Establishing common ground

Assuming you are not alienating people by displaying the bad habits discussed above, then developing a connection with a stranger involves three phases: Meeting them, identifying shared interests and establishing the rationale for keeping in touch. How do you establish common ground in conversation?

Establish your value. How will they benefit from knowing you? Years ago, a local property developer who was excellent at social prospecting explained: “Everyone needs help with something.” Even if they are fabulously rich and a collector, they need someone to talk about their collection, someone who understands the terminology. As a wine fan, I take this in another direction. I know how to find stuff, often at a very reasonable price. Going wine shopping together means they will probably get some bargains. HNW individuals are rich, but most love getting a good deal. They won’t announce it publicly, but they enjoy finding them privately.

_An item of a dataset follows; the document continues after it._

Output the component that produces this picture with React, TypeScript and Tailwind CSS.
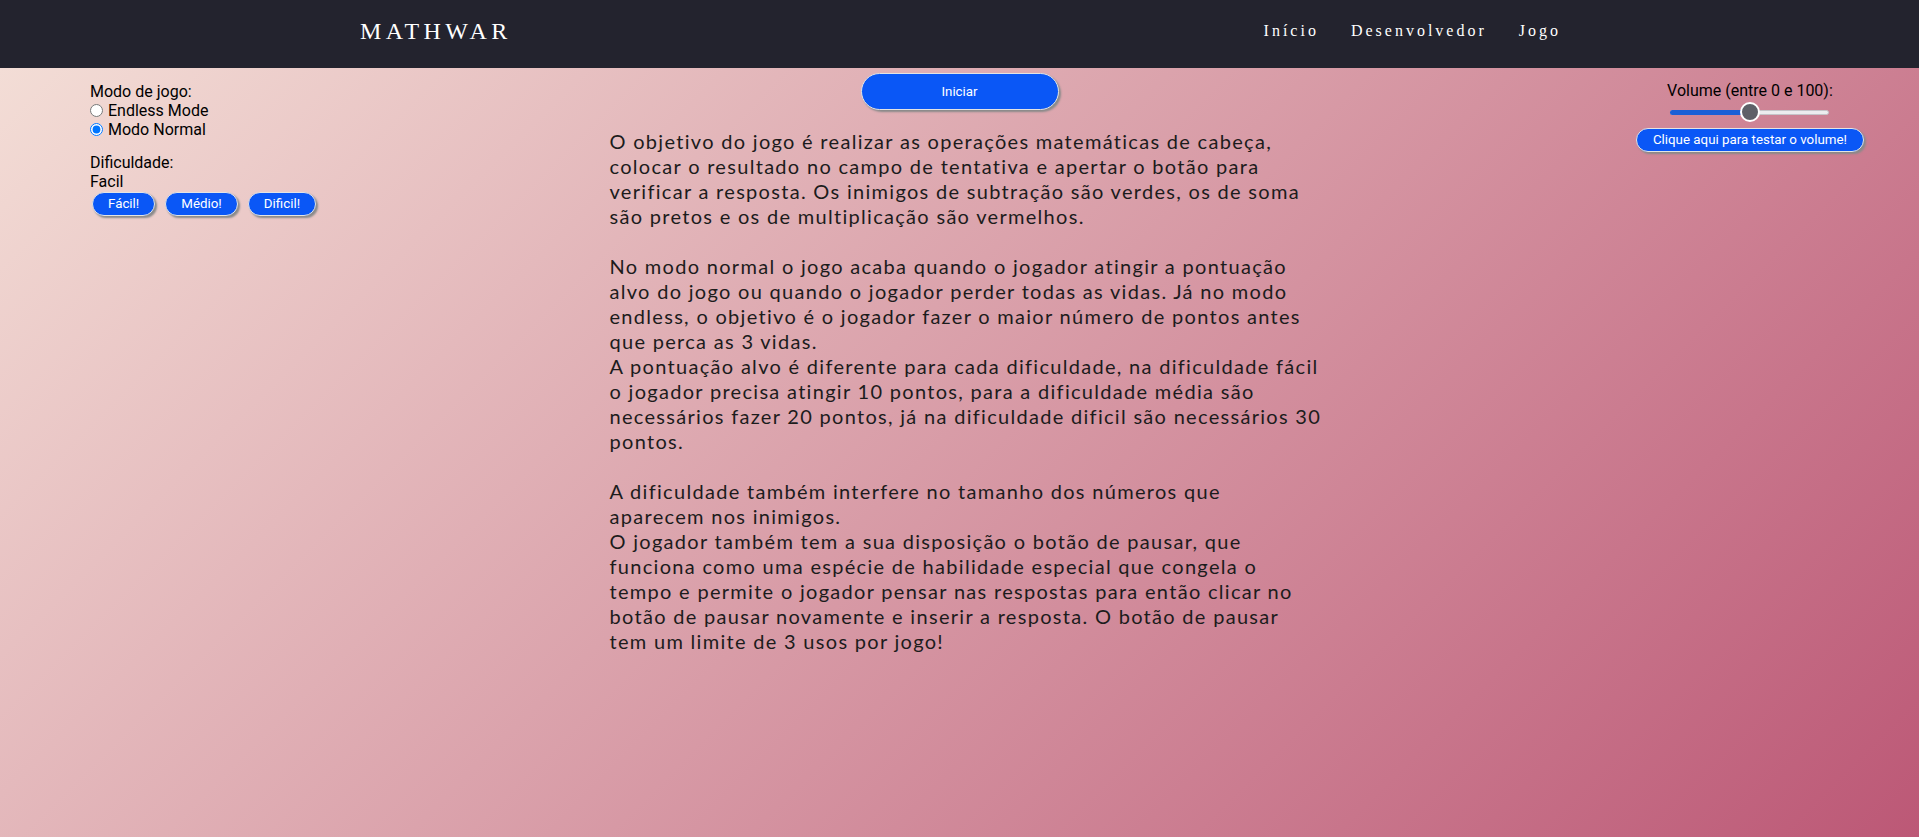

Allow time to balance the relationship. Wealthy people love to be cultivated. They get taken out to lunch or dinner. They get invitations to exclusive events. People make them feel important. You might feel you are doing the giving and someone is doing the taking, but this should eventually even out as they get comfortable with you. Generally speaking, if you go out to dinner with them, they split the bill. There are exceptions.


Find friends in common. Your chances of being accepted increase when you know some of the same people. They reach out to them, quiz them about you and make the decision if they will proceed further. Wealthy people continue to make new friends. Naming a few people you both know sounds like name-dropping (which it is) but if done when the moment is right, it delivers the message you travel in the same circles.


Commit to a cause. Very often, you are building new relationships by meeting people through nonprofit events. Some people are involved to see and be seen. They are seeking to raise their public profile, too. Others are attending because the cause is very important to them. Wealthy older people often fit into this category. If you genuinely share the same passion, this can accelerate the development of a friendship.

If you are out and about in your community and pursuing your genuine interests, you will have opportunities to meet your next great client. Be sincere and friendly. You don’t have to force it. When the right prospect crosses your path, you will be doing everything right, as you always do. It will happen.